Paul Goble
Staunton, Nov. 26 – The Russian economics ministry has announced plans to drop 163 of the cities with only a single industry, the monogorody or “company towns,” from the previous list of 321. That means that Moscow will provide far less money to these dying towns, saving itself money but setting the stage for massive outmigration and protests.
The basis for the exclusion of the 163 is not that conditions in them are improving but rather that they are located no more than 50 kilometers from other cities where, Moscow officials say, they can reasonably find work and therefore do not need the subsidies they have been receiving (kommersant.ru/doc/5099062).

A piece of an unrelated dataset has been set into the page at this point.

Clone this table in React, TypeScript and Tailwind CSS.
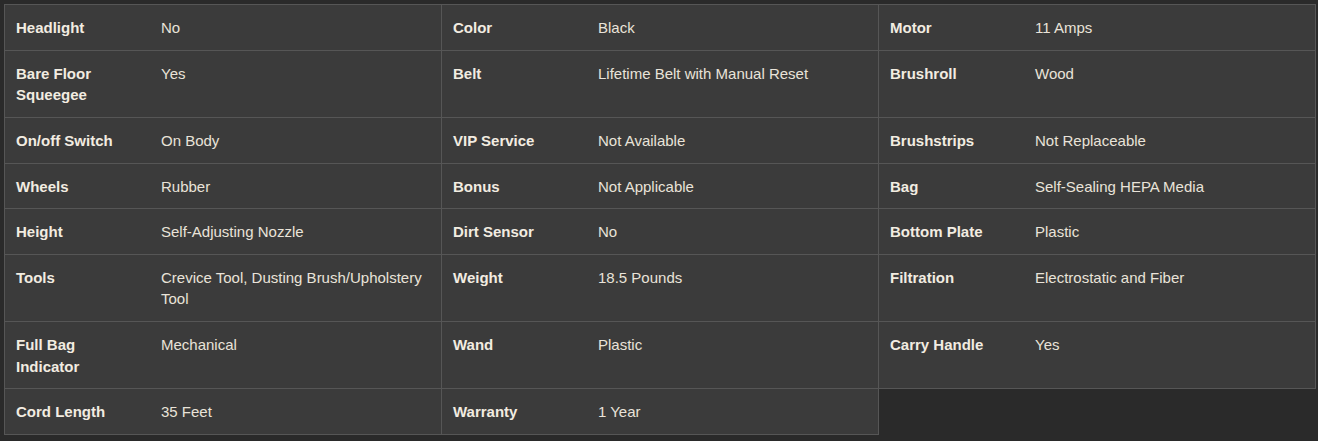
import React from "react";

const col1: [string, string][] = [
  ["Headlight", "No"],
  ["Bare Floor Squeegee", "Yes"],
  ["On/off Switch", "On Body"],
  ["Wheels", "Rubber"],
  ["Height", "Self-Adjusting Nozzle"],
  ["Tools", "Crevice Tool, Dusting Brush/Upholstery Tool"],
  ["Full Bag Indicator", "Mechanical"],
  ["Cord Length", "35 Feet"],
];
const col2: [string, string][] = [
  ["Color", "Black"],
  ["Belt", "Lifetime Belt with Manual Reset"],
  ["VIP Service", "Not Available"],
  ["Bonus", "Not Applicable"],
  ["Dirt Sensor", "No"],
  ["Weight", "18.5 Pounds"],
  ["Wand", "Plastic"],
  ["Warranty", "1 Year"],
];
const col3: [string, string][] = [
  ["Motor", "11 Amps"],
  ["Brushroll", "Wood"],
  ["Brushstrips", "Not Replaceable"],
  ["Bag", "Self-Sealing HEPA Media"],
  ["Bottom Plate", "Plastic"],
  ["Filtration", "Electrostatic and Fiber"],
  ["Carry Handle", "Yes"],
];

function Cell({ item }: { item?: [string, string] }) {
  if (!item) return <div />;
  return (
    <div className="flex bg-[#3b3b3b] border-r border-b border-[#565656] pt-[12px] pb-[11px]">
      <div className="w-[145px] shrink-0 pl-[11px] pr-[19px] font-bold text-[#f2ece1]">{item[0]}</div>
      <div className="flex-1 pl-[11px] pr-[13px] text-[#e9e3d9]">{item[1]}</div>
    </div>
  );
}

export default function App() {
  const rows = [] as React.ReactNode[];
  for (let i = 0; i < 8; i++) {
    rows.push(<Cell key={`a${i}`} item={col1[i]} />);
    rows.push(<Cell key={`b${i}`} item={col2[i]} />);
    rows.push(<Cell key={`c${i}`} item={col3[i]} />);
  }
  return (
    <div
      className="min-h-[441px] w-full bg-[#2a2a2a] pt-[4px] pl-[4px]"
      style={{ fontFamily: '"Liberation Sans", Arial, sans-serif' }}
    >
      <div className="grid w-fit grid-cols-[repeat(3,437px)] border-t border-l border-[#565656] text-[15px] leading-[21.64px]">
        {rows}
      </div>
    </div>
  );
}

But that ignores the fact that many of these nearby cities are economically depressed and that those who try to find work there will either grow discouraged or migrate to metropolises like Moscow and St. Petersburg where they will put even more pressure on social services there, experts say (nakanune.ru/articles/117985/).
Vitaly Pashin, who represents Chelyabinsk and Kurgan oblasts in the Russian Duma, says that this Moscow plan will deprive both the company towns and their neighbors of any prospects they may have hoped for. And economist Andrey Pesotsky says this decision another example of the Kremlin’s optimization campaign to save the state budget regardless of the consequences.
And those consequences already have been serious: the demise of key industries or any chance to rebuild them, social and political protests in the monogorody themselves, and new, unfunded liabilities on the regions, such as the Urals, where many of these places are located, liabilities they are not in a position to pay.
(On this tragic history, see windowoneurasia2.blogspot.com/2019/06/moscows-billion-dollar-program-to-save.html, windowoneurasia2.blogspot.com/2017/01/another-fatal-flaw-in-russias-company.html, windowoneurasia2.blogspot.com/2016/12/one-russian-monogorod-may-soon-drop-off.html, and windowoneurasia2.blogspot.com/2016/05/russias-one-industry-towns-continue-on.html.)